[start]

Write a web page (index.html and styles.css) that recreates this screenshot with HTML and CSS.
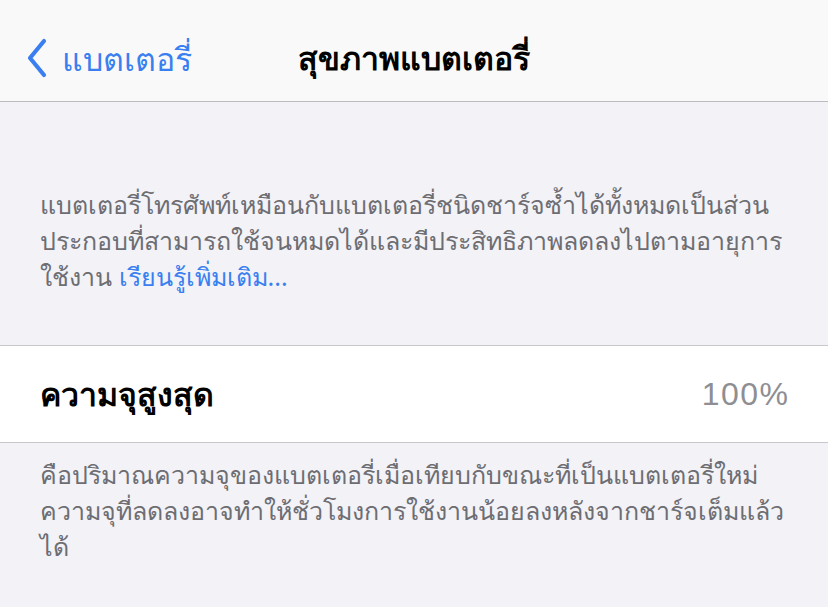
FILE: index.html
```html
<!DOCTYPE html>
<html lang="th">
<head>
<meta charset="utf-8">
<link rel="stylesheet" href="styles.css">
</head>
<body>
<header class="nav">
  <a class="back">
    <svg class="chev" width="22" height="40" viewBox="0 0 22 40"><path d="M18 3 L4 20 L18 37" fill="none" stroke="#3a7ff0" stroke-width="4.2" stroke-linecap="round" stroke-linejoin="round"/></svg>
    <span class="back-text">แบตเตอรี่</span>
  </a>
  <h1 class="title">สุขภาพแบตเตอรี่</h1>
</header>
<main class="content">
  <p class="note top">แบตเตอรี่โทรศัพท์เหมือนกับแบตเตอรี่ชนิดชาร์จซ้ำได้ทั้งหมดเป็นส่วน<br>ประกอบที่สามารถใช้จนหมดได้และมีประสิทธิภาพลดลงไปตามอายุการ<br>ใช้งาน <span class="link">เรียนรู้เพิ่มเติม...</span></p>
  <section class="group">
    <div class="row">
      <span class="label">ความจุสูงสุด</span>
      <span class="value">100%</span>
    </div>
  </section>
  <p class="note bottom">คือปริมาณความจุของแบตเตอรี่เมื่อเทียบกับขณะที่เป็นแบตเตอรี่ใหม่<br>ความจุที่ลดลงอาจทำให้ชั่วโมงการใช้งานน้อยลงหลังจากชาร์จเต็มแล้ว<br>ได้</p>
</main>
</body>
</html>
```
FILE: styles.css
```css
html, body { margin: 0; padding: 0; }
body {
  width: 828px;
  height: 607px;
  overflow: hidden;
  background: #f2f2f7;
  font-family: "Noto Sans", "DejaVu Sans", sans-serif;
}
.nav {
  height: 102px;
  background: #f9f9f9;
  border-bottom: 1px solid #bcbcc0;
  position: relative;
  display: flex;
  align-items: center;
  justify-content: center;
  box-sizing: border-box;
}
.back {
  position: absolute;
  left: 26px;
  top: 37px;
  display: flex;
  align-items: center;
  gap: 14px;
  color: #3a7ff0;
}
.chev { display: block; }
.back-text { font-size: 32px; line-height: 40px; padding-top: 2px; }
.title {
  margin: 0;
  font-size: 32px;
  font-weight: 700;
  color: #000;
  line-height: 40px;
  padding-top: 14px;
}
.note {
  margin: 0;
  padding: 0 40px;
  font-size: 25px;
  line-height: 36px;
  color: #6d6d72;
}
.note.top { padding-top: 84px; padding-bottom: 51px; }
.link { color: #3a7ff0; }
.group {
  background: #fff;
  border-top: 1px solid #c8c7cc;
  border-bottom: 1px solid #c8c7cc;
}
.row {
  height: 96px;
  display: flex;
  align-items: center;
  justify-content: space-between;
  padding: 0 40px;
}
.label { font-size: 32px; font-weight: 700; color: #000; }
.value {
  font-size: 32px;
  color: #8e8e93;
  font-family: "Liberation Sans", Arial, sans-serif;
  letter-spacing: 1.5px;
  margin-right: -1.5px;
}
.note.bottom { padding-top: 13px; }
```
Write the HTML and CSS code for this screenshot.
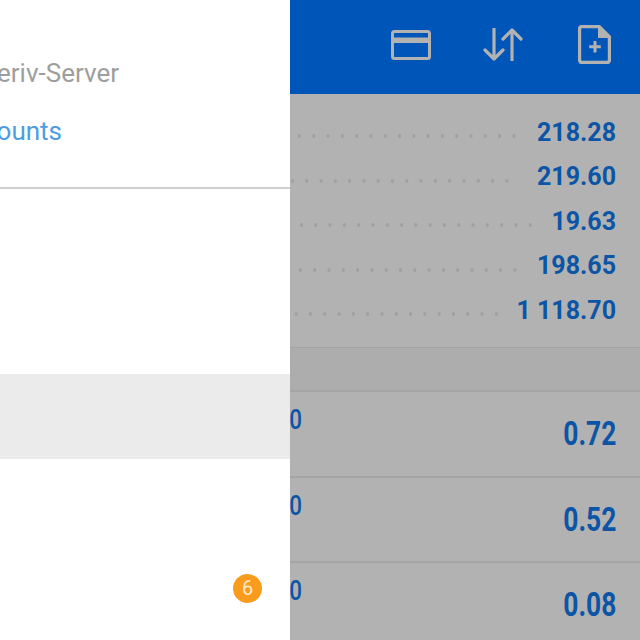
FILE: index.html
```html
<!DOCTYPE html>
<html>
<head>
<meta charset="utf-8">
<link rel="stylesheet" href="styles.css">
</head>
<body>
<div class="page">
  <aside class="drawer">
    <div class="account">
      <div class="server">Deriv-Server</div>
      <div class="manage">Manage accounts</div>
    </div>
    <div class="menu-item plain"></div>
    <div class="menu-item selected"></div>
    <div class="menu-item badge-row"><span class="badge">6</span></div>
  </aside>
  <main class="main">
    <header class="toolbar">
      <svg class="icon" width="40" height="30" viewBox="0 0 40 30">
        <rect x="1.500" y="1.500" width="37" height="27" rx="2" fill="none" stroke="#b2b2b2" stroke-width="3"/>
        <rect x="1" y="7.500" width="38" height="5.500" fill="#b2b2b2"/>
      </svg>
      <svg class="icon arrows" width="40" height="33" viewBox="0 0 40 33">
        <path d="M11 1V31M2 22L11 31L20 22M29 32V2M20 11L29 2L38 11" fill="none" stroke="#b2b2b2" stroke-width="3.200" stroke-linecap="round" stroke-linejoin="round"/>
      </svg>
      <svg class="icon" width="33" height="39" viewBox="0 0 33 39">
        <path d="M4 1.500H21L31.500 12V35A2.500 2.500 0 0 1 29 37.500H4A2.500 2.500 0 0 1 1.500 35V4A2.500 2.500 0 0 1 4 1.500Z" fill="none" stroke="#b2b2b2" stroke-width="3.400" stroke-linejoin="round"/>
        <path d="M20 2L31 13H20Z" fill="#b2b2b2"/>
        <path d="M17 16V27.500M11.200 21.800H22.800" fill="none" stroke="#b2b2b2" stroke-width="3"/>
      </svg>
    </header>
    <section class="summary">
      <div class="line"><span class="leader leader-a"></span><span class="amount">218.28</span></div>
      <div class="line"><span class="leader leader-b"></span><span class="amount">219.60</span></div>
      <div class="line"><span class="leader leader-c"></span><span class="amount">19.63</span></div>
      <div class="line"><span class="leader leader-d"></span><span class="amount">198.65</span></div>
      <div class="line"><span class="leader leader-e"></span><span class="amount">1 118.70</span></div>
    </section>
    <div class="section-head"></div>
    <div class="position"><span class="price">0</span><span class="profit">0.72</span></div>
    <div class="position"><span class="price">0</span><span class="profit">0.52</span></div>
    <div class="position"><span class="price">0</span><span class="profit">0.08</span></div>
  </main>
</div>
</body>
</html>
```
FILE: styles.css
```css
* { box-sizing: border-box; }
html, body { margin: 0; height: 100%; }
body { font-family: Roboto, "Liberation Sans", sans-serif; overflow: hidden; }
.page { display: flex; width: 640px; height: 640px; overflow: hidden; }

.drawer { width: 290px; flex: none; background: #fff; overflow: hidden; }
.account { height: 189px; padding-top: 58px; border-bottom: 2px solid #cfcfcf; }
.server, .manage { white-space: nowrap; display: flex; justify-content: flex-end; }
.server { width: 119px; font-size: 26px; line-height: 30px; color: #9e9e9e; }
.manage { width: 62px; margin-top: 28px; font-size: 26px; line-height: 30px; color: #4d9de0; }
.menu-item.plain { height: 185px; }
.menu-item.selected { height: 85px; background: #ebebeb; }
.badge-row { height: 181px; display: flex; justify-content: flex-end; align-items: flex-start; padding: 115px 28px 0 0; }
.badge { width: 29px; height: 29px; border-radius: 50%; background: #f99c1e; color: #fbeacb; font-size: 20px; line-height: 29px; text-align: center; }

.main { flex: 1; min-width: 0; background: #b2b2b2; }
.toolbar { height: 94px; background: #0056b8; display: flex; justify-content: flex-end; align-items: center; gap: 52px; padding: 0 29px 5px 0; }
.icon { flex: none; display: block; }
.arrows { margin-right: 3px; }
.summary { height: 254px; padding-top: 16px; border-bottom: 1px solid #a3a3a3; }
.line { height: 44.500px; display: flex; align-items: center; padding-right: 24px; }
.leader { flex: 1; height: 4px; margin-top: 8px; background: radial-gradient(circle, #a0a0a0 1.500px, transparent 2px) right center / 14.300px 4px repeat-x; }
.leader-a { margin-right: 16px; }
.leader-b { margin-right: 23px; }
.leader-c { margin-right: 14px; }
.leader-d { margin-right: 15px; }
.leader-e { margin-right: 13px; }
.amount { font-size: 25px; font-weight: 700; color: #0c55a6; white-space: nowrap; }
.section-head { height: 42px; background: #adadad; }
.position { height: 85.500px; border-top: 2px solid #a5a5a5; display: flex; justify-content: space-between; padding-right: 24px; }
.price { margin-left: -4px; margin-top: 13px; font-size: 28px; line-height: 30px; font-weight: 500; color: #0c55a6; transform: scaleX(.8); transform-origin: right center; }
.profit { margin-top: 23px; font-size: 33px; line-height: 38px; font-weight: 700; color: #0c55a6; transform: scaleX(.8); transform-origin: right center; }
```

[end]

GOAL — Across the records, count the lines holding the string "page". Give the number and stop.

WORKED ANSWER — 3